Sayısal dünya; hayatı da, sanatı da kaçınılmaz olarak değiştirirken olmayan bir mekânda ve zamanda bedeni olmayan öznelerle (!) ya da kurgulanmış bedenlerle yaratılıyor. O dünyada hiçbir şeyin gerçek olmadığı biliniyor ama kimse gerçeği aramıyor da olabilir. Sayısal dünya; sanatın yeni oyun alanı. Mekânı ise bir düzlemin sunduğu sonsuz boşluk. Bu boşluk aynı zamanda sanatçının vazgeçilmez özgürlük alanı. Sanatçı için keşfedilecek fethedilecek, sorgulanacak yeni bir alan. Veriler, algoritmalar, yazılımlar, sistemler bu alanın malzemesi, tekniği, üretim dili. Kurgusal sayısal dünya sanki Einstein’ının tekillik noktasının ya da karadeliğin ispatı, yansıması gibi.
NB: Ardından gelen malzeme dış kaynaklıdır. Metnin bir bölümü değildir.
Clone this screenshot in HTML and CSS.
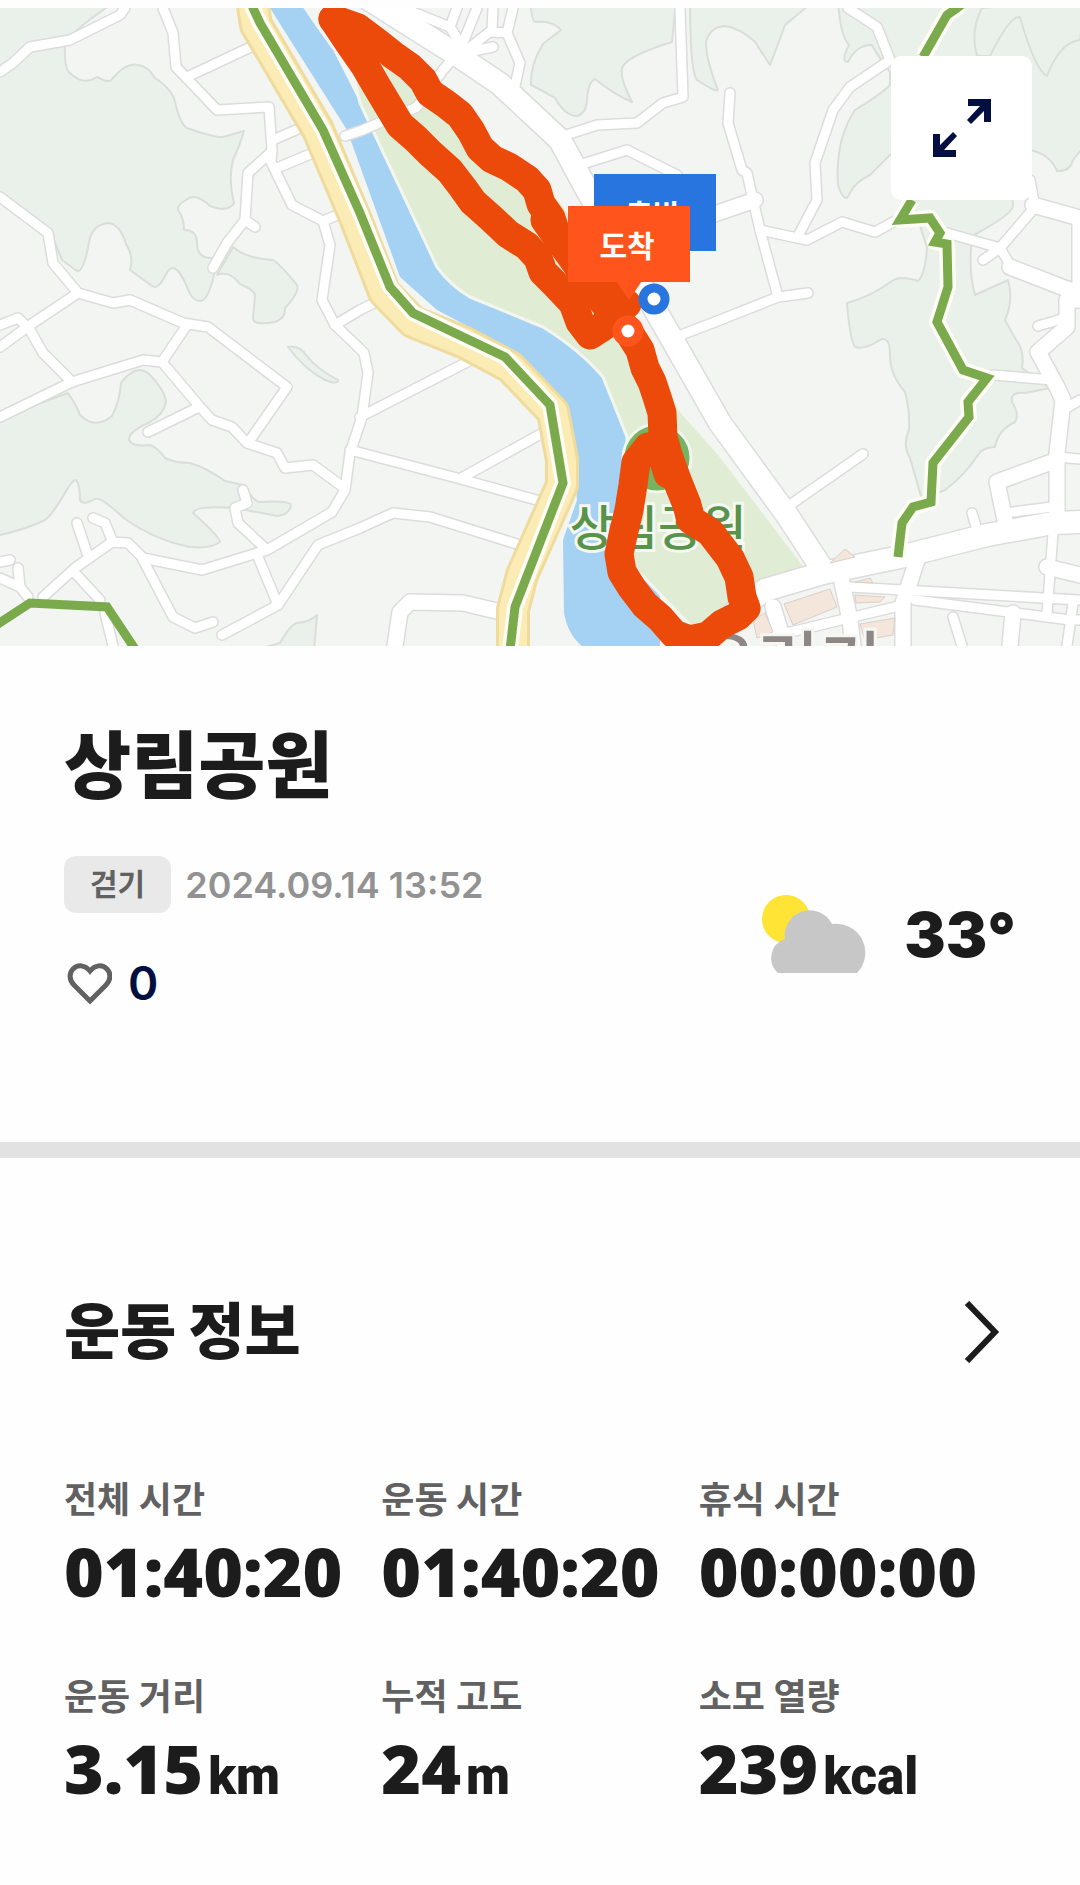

Kara deliklerde mekân da zaman da yok. Zamanın belli bir biçimi de yok. Ancak zaman her şeyi eşit derecede ‘gerçeğe’ yönelttiğinden gelecek ve geçmiş şimdiki zaman kadar gerçek. Bu nedenle de kara deliğin içindeki sonsuz gelecekte hep aynı ana çıkılıyor. Tıpkı hep şimdide yaşanan sayısal dünya gibi… Bu dünyada bireyin var olabilmek, görünür olabilmek için tek seçeneği var; ya şimdi ya da hiç. Burada zaman kavramı yok ya da yokzaman olan, bir ana sıkışmış, akmayan, olmayan bir şey… Manuel Castells’in zamansız zamanına benzeş olan bir yokzaman. Sayısal sanat olan (!) yeni bir gerçeklik kurgusuyla sınırları olmayan bir kara delik. Sanat her çağda olduğu gibi bu çağda da sayısal dünyanın dilini keşfederek, aynı dilden konuşarak kendine yeni alanlar açarak ilerliyor. Zamansız mekânsız olmak, zamandan aşkın olmak sanatın öznelerinden biri olsa da böylesi bir var olmayış anlamında hiç olmamıştı. Sanatın şimdiki mücadelesi ne istediğini bulmak ne gördüğünü paylaşmak, yaşatmak yolunda sanki bir tekillik durumundaymış bir karadelikteymiş gibi mekânı, nesnesi, varlığı olmayan sayısal dünyadaki yokzamanda var olmak.

 

Anahtar Kelimeler; Sanat, Zaman, Mekân, Dijital sanat, yokyerler, zamansız zaman, yokzaman.